● **What needs to be done**: Read through the data and report every line in which the word "components" occurs.

— Start Material to process —

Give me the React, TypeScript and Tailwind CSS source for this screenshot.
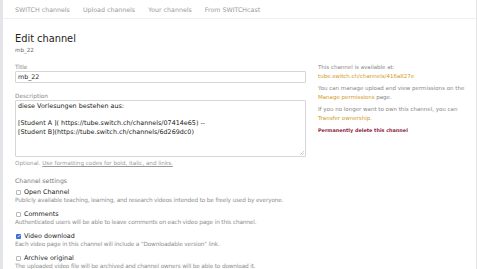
import React from 'react'

const font = { fontFamily: "'DejaVu Sans', 'Liberation Sans', sans-serif" }

const settings = [
  { label: 'Open Channel', help: 'Publicly available teaching, learning, and research videos intended to be freely used by everyone.', checked: false },
  { label: 'Comments', help: 'Authenticated users will be able to leave comments on each video page in this channel.', checked: false },
  { label: 'Video download', help: 'Each video page in this channel will include a "Downloadable version" link.', checked: true },
  { label: 'Archive original', help: 'The uploaded video file will be archived and channel owners will be able to download it.', checked: false },
]

export default function App() {
  return (
    <div className="flex w-[478px] h-[269px] overflow-hidden bg-white" style={font}>
      <div className="w-[3px] shrink-0 bg-[#e4e4e9]" />
      <div className="flex-1 border-r border-[#e6e6e6] mr-[1px] flex flex-col">
        {/* Top nav */}
        <div className="h-[19px] shrink-0 border-b border-[#efefef] flex items-center gap-[13px] pl-[12px] pt-[1px] text-[6.3px] text-[#9a9a9a]">
          <span>SWITCH channels</span>
          <span>Upload channels</span>
          <span>Your channels</span>
          <span>From SWITCHcast</span>
        </div>

        <div className="flex gap-[12px] pl-[12px]">
          {/* Main form */}
          <div className="w-[291px] shrink-0">
            <h1 className="text-[9.8px] leading-[12px] text-[#222] mt-[14px]">Edit channel</h1>
            <div className="text-[5.6px] leading-[8px] text-[#666] mt-[1px]">mb_22</div>

            <div className="mt-[10px] text-[5.8px] leading-[7px] text-[#888]">Title</div>
            <div className="h-[12px] border border-[#d6d6d6] rounded-[1px] flex items-center px-[2px] text-[6.3px] text-[#222]">mb_22</div>

            <div className="mt-[10px] text-[5.8px] leading-[7px] text-[#888]">Description</div>
            <div className="relative h-[57px] border border-[#d6d6d6] rounded-[1px] px-[2px] pt-[1px] text-[6.4px] leading-[8.7px] text-[#222]">
              <div>diese Vorlesungen bestehen aus:</div>
              <div>&nbsp;</div>
              <div>[Student A ]( https://tube.switch.ch/channels/07414e65) --</div>
              <div>[Student B](https://tube.switch.ch/channels/6d269dc0)</div>
              <svg className="absolute right-[1px] bottom-[1px]" width="4" height="4" viewBox="0 0 4 4">
                <path d="M4 0L0 4M4 2L2 4" stroke="#b5b5b5" strokeWidth="0.6" />
              </svg>
            </div>
            <div className="mt-[3px] text-[5.6px] leading-[7px] text-[#999]">
              Optional. <span className="underline">Use formatting codes for bold, italic, and links.</span>
            </div>

            <div className="mt-[10px] text-[6.2px] leading-[8px] text-[#777]">Channel settings</div>
            <div className="flex flex-col gap-[6px] mt-[3px]">
              {settings.map(s => (
                <div key={s.label}>
                  <div className="flex items-center gap-[3px] pl-[1px] text-[6.4px] leading-[8px] text-[#222]">
                    {s.checked ? (
                      <span className="w-[5px] h-[5px] rounded-[1px] bg-[#3d6fd6] flex items-center justify-center">
                        <svg width="4" height="4" viewBox="0 0 4 4"><path d="M0.7 2L1.6 3L3.3 0.9" stroke="#fff" strokeWidth="0.7" fill="none" /></svg>
                      </span>
                    ) : (
                      <span className="w-[5px] h-[5px] rounded-[1px] border border-[#b8b8b8] bg-white" />
                    )}
                    <span>{s.label}</span>
                  </div>
                  <div className="text-[5.8px] tracking-[-0.17px] leading-[8px] text-[#8f8f8f]">{s.help}</div>
                </div>
              ))}
            </div>
          </div>

          {/* Side info */}
          <div className="flex-1 mt-[44px] text-[5.5px] leading-[8.5px] text-[#888]">
            <div>This channel is available at:</div>
            <div className="text-[#d49a22]">tube.switch.ch/channels/416a827e</div>
            <div className="mt-[4px]">You can manage upload and view permissions on the</div>
            <div><span className="text-[#d49a22]">Manage permissions</span> page.</div>
            <div className="mt-[4px]">If you no longer want to own this channel, you can</div>
            <div className="text-[#d49a22]">Transfer ownership.</div>
            <div className="mt-[4px] font-bold text-[4.9px] text-[#8e1f43]">Permanently delete this channel</div>
          </div>
        </div>
      </div>
    </div>
  )
}
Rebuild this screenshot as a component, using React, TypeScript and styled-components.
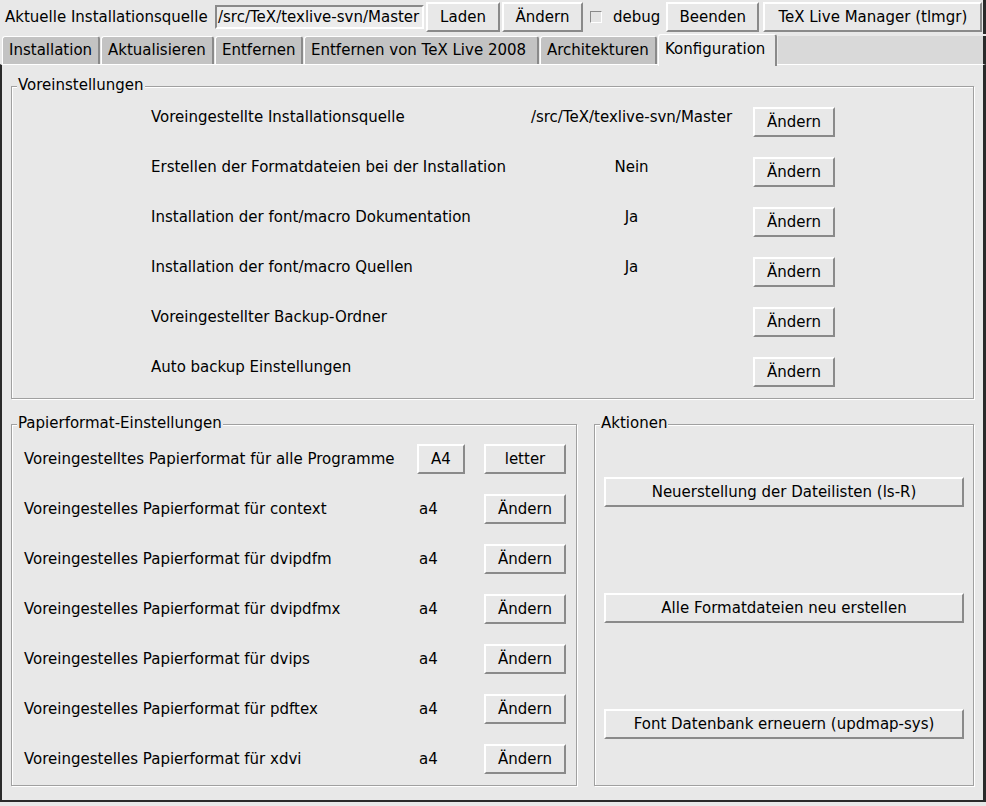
import React from 'react';
import styled, { createGlobalStyle } from 'styled-components';

const Global = createGlobalStyle`
  html, body { margin: 0; padding: 0; background: #e8e8e8; }
  body {
    font-family: "DejaVu Sans", "Noto Sans", sans-serif;
    font-size: 15px;
    line-height: 17px;
    color: #000;
  }
  * { box-sizing: border-box; }
`;

const Window = styled.div`
  width: 986px;
  height: 806px;
  display: flex;
  flex-direction: column;
  background: #e8e8e8;
  overflow: hidden;
  padding-bottom: 4px;
`;

const TopBar = styled.div`
  height: 34px;
  flex: none;
  display: flex;
  align-items: center;
  padding-left: 5px;
  border-right: 3px solid #2a2a2a;
`;

const TopLabel = styled.span`
  width: 210px;
  white-space: nowrap;
`;

const Entry = styled.div`
  width: 209px;
  height: 24px;
  margin-right: 2px;
  border: 2px solid;
  border-color: #8a8a8a #ffffff #ffffff #8a8a8a;
  background: #ececec;
  padding-left: 1px;
  display: flex;
  align-items: center;
  white-space: nowrap;
  overflow: hidden;
`;

const Button = styled.button<{ $w?: number; $gap?: number }>`
  font: inherit;
  color: #000;
  height: 30px;
  width: ${p => (p.$w ? `${p.$w}px` : 'auto')};
  margin-right: ${p => p.$gap ?? 0}px;
  padding: 0;
  flex: none;
  background: #e8e8e8;
  border: 2px solid;
  border-color: #ffffff #8a8a8a #8a8a8a #ffffff;
  border-radius: 0;
  display: flex;
  align-items: center;
  justify-content: center;
  white-space: nowrap;
`;

const CheckWrap = styled.label`
  display: flex;
  align-items: center;
  margin-left: 7px;
  margin-right: 6px;
  gap: 11px;
`;

const CheckBox = styled.span`
  width: 12px;
  height: 12px;
  border: 1px solid;
  border-color: #8a8a8a #ffffff #ffffff #8a8a8a;
  background: #e4e4e4;
  display: inline-block;
`;

const TabStrip = styled.div`
  height: 30px;
  flex: none;
  display: flex;
  align-items: flex-end;
  padding-left: 2px;
  position: relative;
  z-index: 1;
`;

const Tab = styled.div<{ $w: number; $active?: boolean }>`
  width: ${p => p.$w}px;
  height: ${p => (p.$active ? 32 : 28)}px;
  margin-bottom: ${p => (p.$active ? -2 : 0)}px;
  margin-right: 1px;
  background: ${p => (p.$active ? '#e8e8e8' : '#c3c3c3')};
  border-top: 1px solid #ffffff;
  border-left: 1px solid #ffffff;
  border-right: 2px solid #8a8a8a;
  border-radius: 3px 3px 0 0;
  padding-left: 6px;
  padding-bottom: ${p => (p.$active ? 3 : 0)}px;
  display: flex;
  align-items: center;
  white-space: nowrap;
  flex: none;
`;

const TabFiller = styled.div`
  flex: 1;
  height: 28px;
  background: #d9d9d9;
  border-right: 3px solid #2a2a2a;
`;

const Pane = styled.div`
  flex: 1;
  display: flex;
  flex-direction: column;
  border-top: 1px solid #ffffff;
  border-left: 2px solid #2a2a2a;
  border-right: 3px solid #2a2a2a;
  border-bottom: 2px solid #2a2a2a;
  padding: 21px 9px 0 9px;
`;

const Frame = styled.div<{ $w?: number; $h?: number }>`
  position: relative;
  width: ${p => (p.$w ? `${p.$w}px` : 'auto')};
  height: ${p => (p.$h ? `${p.$h}px` : 'auto')};
  border: 1px solid #a0a0a0;
  box-shadow: inset 1px 1px 0 #ffffff, 1px 1px 0 #ffffff;
  flex: none;
`;

const Legend = styled.span`
  position: absolute;
  top: -10px;
  left: 5px;
  padding: 0 1px;
  background: #e8e8e8;
  white-space: nowrap;
`;

const PrefGrid = styled.div`
  display: grid;
  grid-template-columns: 374px 228px 82px;
  grid-auto-rows: 30px;
  row-gap: 20px;
  padding: 20px 0 11px 139px;
  align-items: start;
`;

const Cell = styled.span`
  white-space: nowrap;
  padding-top: 2px;
`;

const ValueCell = styled.span`
  white-space: nowrap;
  text-align: center;
  padding-right: 15px;
  padding-top: 2px;
`;

const BottomRow = styled.div`
  display: flex;
  gap: 17px;
  margin-top: 25px;
`;

const PaperGrid = styled.div`
  display: grid;
  grid-template-columns: 393px 48px 82px;
  column-gap: 0;
  grid-auto-rows: 30px;
  row-gap: 20px;
  padding: 19px 0 10px 12px;
  align-items: center;
`;

const PaperCell = styled.span`
  white-space: nowrap;
`;

const PaperValue = styled.span`
  padding-left: 2px;
`;

const ColButton = styled(Button)`
  width: 82px;
  margin-left: 19px;
`;

const ActionList = styled.div`
  display: flex;
  flex-direction: column;
  gap: 86px;
  padding: 52px 9px 0 9px;
`;

const prefs: [string, string][] = [
  ['Voreingestellte Installationsquelle', '/src/TeX/texlive-svn/Master'],
  ['Erstellen der Formatdateien bei der Installation', 'Nein'],
  ['Installation der font/macro Dokumentation', 'Ja'],
  ['Installation der font/macro Quellen', 'Ja'],
  ['Voreingestellter Backup-Ordner', ''],
  ['Auto backup Einstellungen', ''],
];

const papers = ['context', 'dvipdfm', 'dvipdfmx', 'dvips', 'pdftex', 'xdvi'];

const tabs: [string, number][] = [
  ['Installation', 98],
  ['Aktualisieren', 113],
  ['Entfernen', 88],
  ['Entfernen von TeX Live 2008', 235],
  ['Architekturen', 117],
];

export default function App() {
  return (
    <Window>
      <Global />
      <TopBar>
        <TopLabel>Aktuelle Installationsquelle</TopLabel>
        <Entry>/src/TeX/texlive-svn/Master</Entry>
        <Button $w={74} $gap={2}>Laden</Button>
        <Button $w={81}>Ändern</Button>
        <CheckWrap>
          <CheckBox />
          <span>debug</span>
        </CheckWrap>
        <Button $w={93} $gap={4}>Beenden</Button>
        <Button $w={219}>TeX Live Manager (tlmgr)</Button>
      </TopBar>
      <TabStrip>
        {tabs.map(([t, w]) => (
          <Tab key={t} $w={w}>{t}</Tab>
        ))}
        <Tab $w={119} $active>Konfiguration</Tab>
        <TabFiller />
      </TabStrip>
      <Pane>
        <Frame>
          <Legend>Voreinstellungen</Legend>
          <PrefGrid>
            {prefs.map(([l, v]) => (
              <React.Fragment key={l}>
                <Cell>{l}</Cell>
                <ValueCell>{v}</ValueCell>
                <Button $w={82}>Ändern</Button>
              </React.Fragment>
            ))}
          </PrefGrid>
        </Frame>
        <BottomRow>
          <Frame $w={566} $h={362}>
            <Legend>Papierformat-Einstellungen</Legend>
            <PaperGrid>
              <PaperCell>Voreingestelltes Papierformat für alle Programme</PaperCell>
              <Button $w={48}>A4</Button>
              <ColButton>letter</ColButton>
              {papers.map(p => (
                <React.Fragment key={p}>
                  <PaperCell>Voreingestelles Papierformat für {p}</PaperCell>
                  <PaperValue>a4</PaperValue>
                  <ColButton>Ändern</ColButton>
                </React.Fragment>
              ))}
            </PaperGrid>
          </Frame>
          <Frame $w={380} $h={362}>
            <Legend>Aktionen</Legend>
            <ActionList>
              <Button>Neuerstellung der Dateilisten (ls-R)</Button>
              <Button>Alle Formatdateien neu erstellen</Button>
              <Button>Font Datenbank erneuern (updmap-sys)</Button>
            </ActionList>
          </Frame>
        </BottomRow>
      </Pane>
    </Window>
  );
}
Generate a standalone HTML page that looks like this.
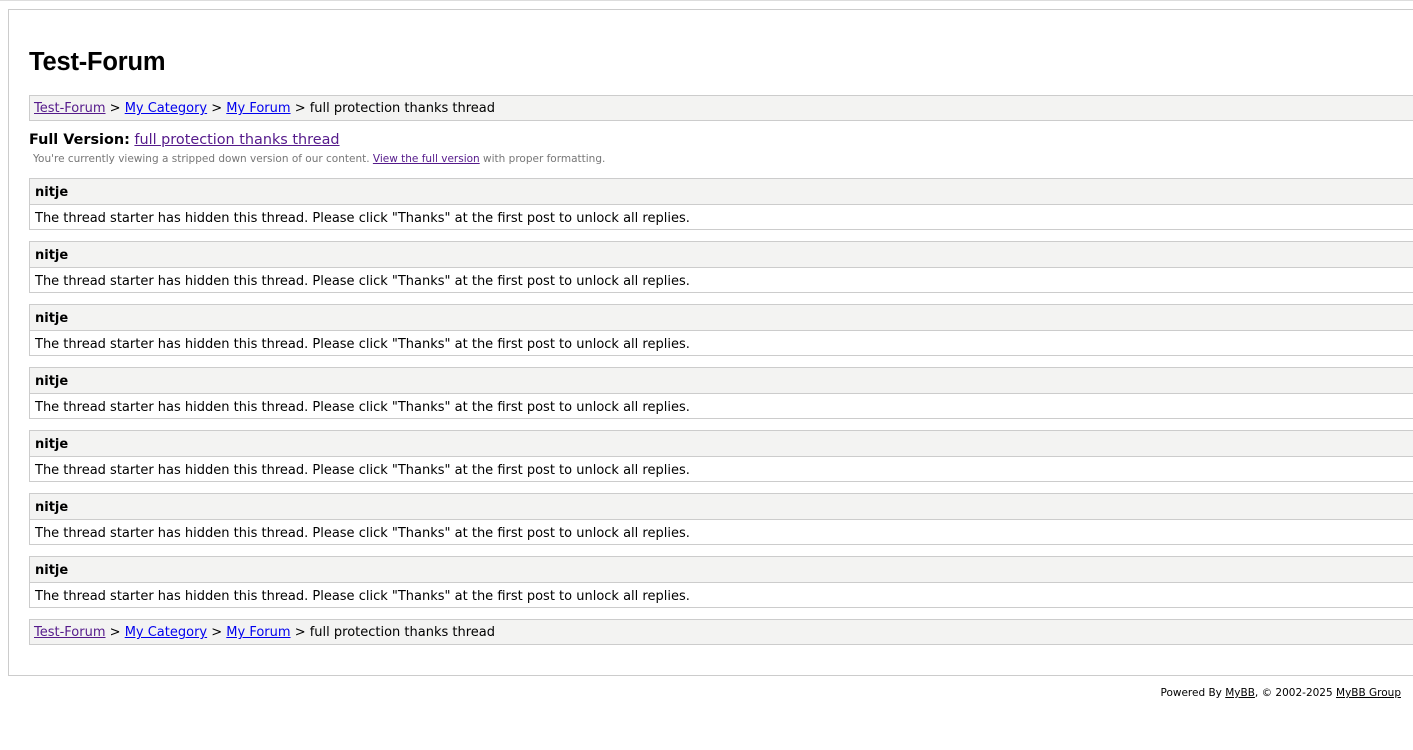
<!DOCTYPE html>
<html><head><meta charset="utf-8"><style>
html,body{margin:0;padding:0;width:1413px;height:750px;overflow:hidden;background:#fff;font-family:"DejaVu Sans",Verdana,sans-serif;color:#000}
.topline{position:absolute;left:0;top:0;width:1413px;height:1px;background:#ddd}
#container{position:absolute;left:8px;top:9px;width:1440px;height:665px;border:1px solid #ccc;border-right:none}
h1{position:absolute;left:20px;top:38px;margin:0;font:bold 25.5px "Liberation Sans",Arial,sans-serif;letter-spacing:-0.2px}
.nav{position:absolute;left:20px;width:1420px;height:26px;background:#f3f3f2;border:1px solid #ccc;font-size:13px;line-height:26px;padding-left:4px;box-sizing:border-box}
a{color:#0000ee}a.v{color:#551a8b}
.fv{position:absolute;left:20px;top:122px;font-size:14.4px}
.fv b{font-weight:bold}
.note{position:absolute;left:24px;top:143px;font-size:10.5px;color:#777}
.note a{color:#551a8b}
.post{position:absolute;left:20px;width:1420px;border:1px solid #ccc;box-sizing:border-box}
.post .h{height:25px;background:#f3f3f2;border-bottom:1px solid #ccc;font-weight:bold;font-size:13px;line-height:28px;padding-left:5px}
.post .m{height:24px;font-size:13px;line-height:27px;padding-left:5px}
.foot{position:absolute;right:12px;top:687px;font-size:10.5px}
.foot a{color:#000}
</style></head><body>
<div class="topline"></div>
<div id="container">
<h1>Test-Forum</h1>
<div class="nav" style="top:85px"><a class="v" href="#">Test-Forum</a> &gt; <a href="#">My Category</a> &gt; <a href="#">My Forum</a> &gt; full protection thanks thread</div>
<div class="fv"><b>Full Version:</b> <a class="v" href="#">full protection thanks thread</a></div>
<div class="note">You're currently viewing a stripped down version of our content. <a href="#">View the full version</a> with proper formatting.</div>
<div class="post" style="top:168px"><div class="h">nitje</div><div class="m">The thread starter has hidden this thread. Please click "Thanks" at the first post to unlock all replies.</div></div>
<div class="post" style="top:231px"><div class="h">nitje</div><div class="m">The thread starter has hidden this thread. Please click "Thanks" at the first post to unlock all replies.</div></div>
<div class="post" style="top:294px"><div class="h">nitje</div><div class="m">The thread starter has hidden this thread. Please click "Thanks" at the first post to unlock all replies.</div></div>
<div class="post" style="top:357px"><div class="h">nitje</div><div class="m">The thread starter has hidden this thread. Please click "Thanks" at the first post to unlock all replies.</div></div>
<div class="post" style="top:420px"><div class="h">nitje</div><div class="m">The thread starter has hidden this thread. Please click "Thanks" at the first post to unlock all replies.</div></div>
<div class="post" style="top:483px"><div class="h">nitje</div><div class="m">The thread starter has hidden this thread. Please click "Thanks" at the first post to unlock all replies.</div></div>
<div class="post" style="top:546px"><div class="h">nitje</div><div class="m">The thread starter has hidden this thread. Please click "Thanks" at the first post to unlock all replies.</div></div>
<div class="nav" style="top:609px"><a class="v" href="#">Test-Forum</a> &gt; <a href="#">My Category</a> &gt; <a href="#">My Forum</a> &gt; full protection thanks thread</div>
</div>
<div class="foot">Powered By <a href="#">MyBB</a>, © 2002-2025 <a href="#">MyBB Group</a></div>
</body></html>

— End Material to process —

● **Answer to this exercise**:
Rebuild this screenshot as a component, using React, TypeScript and styled-components.
import styled, { createGlobalStyle } from 'styled-components';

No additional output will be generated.